Do you have extra love to give to a pet who is truly in need? If you’re an experienced pet parent looking for a new family member and want to know you’ve made a big difference to an animal, consider adopting a pet with special needs. It takes a special pet parent to take on the additional work that comes with a disabled pet, but pet parents who’ve done so often report that they’re rewarded with love and bonding above and beyond their relationships with their able-bodied pets. Let’s examine some special needs pets waiting for adoption may have, and what type of pet parent is suited to care for pets with those conditions.
Pets with Sensory Disabilities
Deafness and blindness are probably the two most common disabilities found in pets awaiting adoption, aside from perhaps old age and incontinence. Pets with sensory disabilities sometimes have companions to whom they’ve become attached which act as guide animals for them. If this is the case, the two should be adopted together.
Deaf pets need pet parents who will take the time to become educated on training with hand signals and possibly a vibration (not shock) collar. They also need attentive family members who will supervise them carefully in public, but who will not allow them to simply become antisocial due to their hearing loss. Deaf pets can socialize with people and pets just as easily as can hearing pets.
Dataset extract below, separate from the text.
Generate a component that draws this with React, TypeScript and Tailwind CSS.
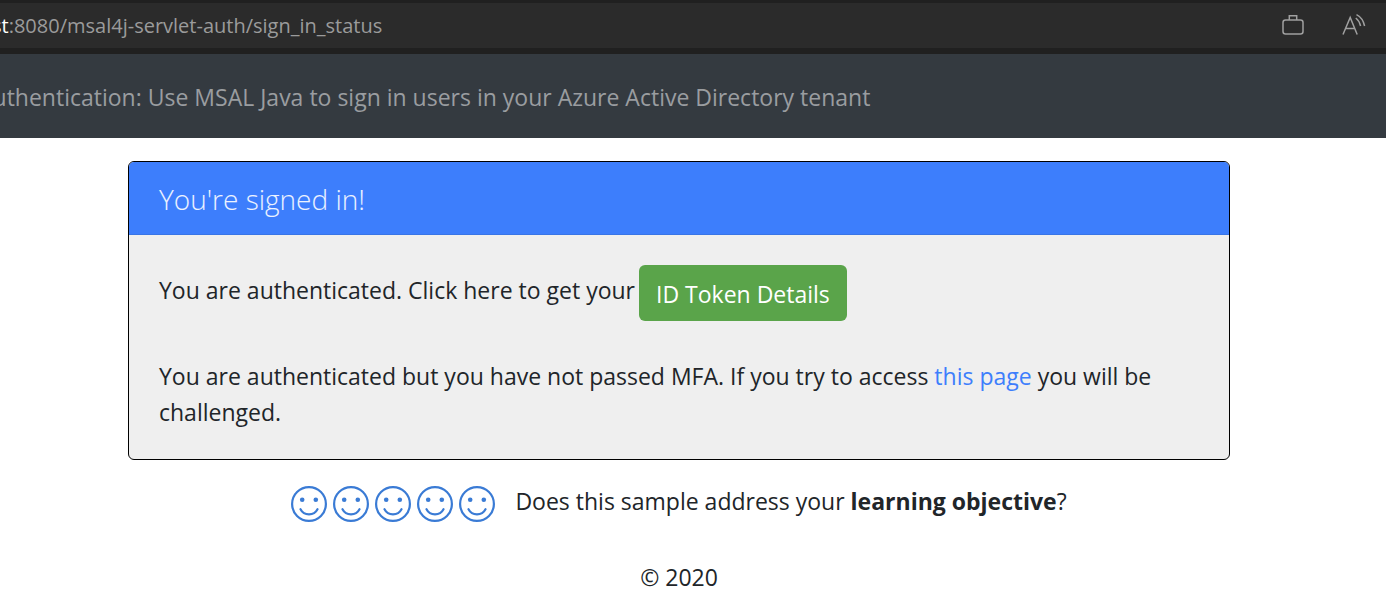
import React from "react";

function Smiley() {
  return (
    <svg viewBox="0 0 36 36" className="size-9" fill="none" stroke="#3a7bd5" strokeWidth="2.200" strokeLinecap="round" aria-hidden="true">
      <circle cx="18" cy="18" r="16.900" />
      <path d="M9.500 23.200C13 30 23 30 26.500 23.200" />
      <circle cx="11.200" cy="13.700" r="2.300" fill="#3a7bd5" stroke="none" />
      <circle cx="24.800" cy="13.700" r="2.300" fill="#3a7bd5" stroke="none" />
    </svg>
  );
}

export default function App() {
  return (
    <div className="min-h-screen overflow-x-hidden bg-white text-[23px] leading-9 text-[#212529] [font-family:'Open_Sans','Noto_Sans',sans-serif]">
      <div className="flex items-center justify-between border-t-3 border-b-6 border-[#202020] bg-[#2b2b2b] py-1 pr-5">
        <div className="-ml-2 text-xl leading-[37px] text-[#9b9b9b]">
          <span className="text-white">st</span>:8080/msal4j-servlet-auth/sign_in_status
        </div>
        <div className="flex gap-9">
          <button aria-label="Collections">
            <svg viewBox="0 0 24 24" className="size-6" fill="none" stroke="#a0a0a0" strokeWidth="1.500">
              <rect x="1" y="6" width="20" height="14" rx="2.500" />
              <path d="M7.300 6V1.700h7.400V6" />
            </svg>
          </button>
          <button aria-label="Read aloud">
            <svg viewBox="0 0 24 24" className="size-6" fill="none" stroke="#a0a0a0" strokeWidth="1.500">
              <path d="M1 20.500 8.200 3.500l7 17M3.800 14.500h8.900M13.800 4Q17.500 7 18.600 12M14.500 .7Q20.900 4 22.600 12" />
            </svg>
          </button>
        </div>
      </div>
      <header className="bg-[#343a40] pt-[25px] pb-[23px] text-[#9a9da0]">
        <div className="-ml-[22px] whitespace-nowrap">Authentication: Use MSAL Java to sign in users in your Azure Active Directory tenant</div>
      </header>
      <main className="mr-[156px] ml-32 pt-[23px]">
        <section className="overflow-hidden rounded-md border border-black bg-[#efefef]">
          <h1 className="border-b border-[#3975e6] bg-[#3d7efc] px-[30px] pt-[19px] pb-[17px] text-[28px] leading-9 font-light text-white/90">You're signed in!</h1>
          <div className="px-[30px] pt-[30px] pb-[29px]">
            <p className="flex items-start gap-1">
              <span className="pt-[7px]">You are authenticated. Click here to get your</span>
              <button className="rounded-md bg-[#5aa44a] px-[17px] pt-[11px] pb-[9px] text-white">ID Token Details</button>
            </p>
            <p className="mt-[37px]">
              You are authenticated but you have not passed MFA. If you try to access{" "}
              <a href="#" className="text-[#3d7efc]">this page</a> you will be challenged.
            </p>
          </div>
        </section>
      </main>
      <footer className="mr-[156px] ml-32 pt-[23px] text-center">
        <div className="flex items-start justify-center gap-5">
          <div className="flex gap-[6px] pt-[3px]">
            <Smiley />
            <Smiley />
            <Smiley />
            <Smiley />
            <Smiley />
          </div>
          <p>Does this sample address your <strong>learning objective</strong>?</p>
        </div>
        <p className="mt-[37px]">© 2020</p>
      </footer>
    </div>
  );
}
All proper socialization of a deaf pet requires is consistency and support from a trusted pet parent.
Blind pets need a quiet household where they can easily learn the home’s layout. If there are other pets present, they should be calm and friendly toward the blind pet; animals that can’t see may be intimidated by exuberantly playful housemates. Pet parents should be prepared to use modified clicker training methods to train blind pets using sound and treats.
Pets with Physical Disabilities
Pets can be born with physical disabilities, acquire them with age, or acquire them due to injury or illness. Arthritis is a very common physical disability in dogs. Long-backed dog breeds like Dachshunds are prone to slipped disks and other back problems, up to and including paralysis of the hindquarters. Wheeled carts (dog wheelchairs) can help these pets stay mobile, but they’ll also need the continuing care of an experienced veterinarian, and possibly physical therapy.
The most important traits for a pet parent adopting a physically disabled pet are flexibility and patience. A house with no stairs helps, too! Physically disabled pets may experience incontinence, among other side effects of their conditions, and pets in pain can be grouchy and unpleasant at times. Be sure you’re ready to commit “for better or for worse” if you adopt a pet with a condition like hindquarter paralysis.
Vet bills, the occasional accident, aggravation, and tears are all part of owning a pet with special needs. Fortunately, so are progress, rewards, hope, love, and bonding!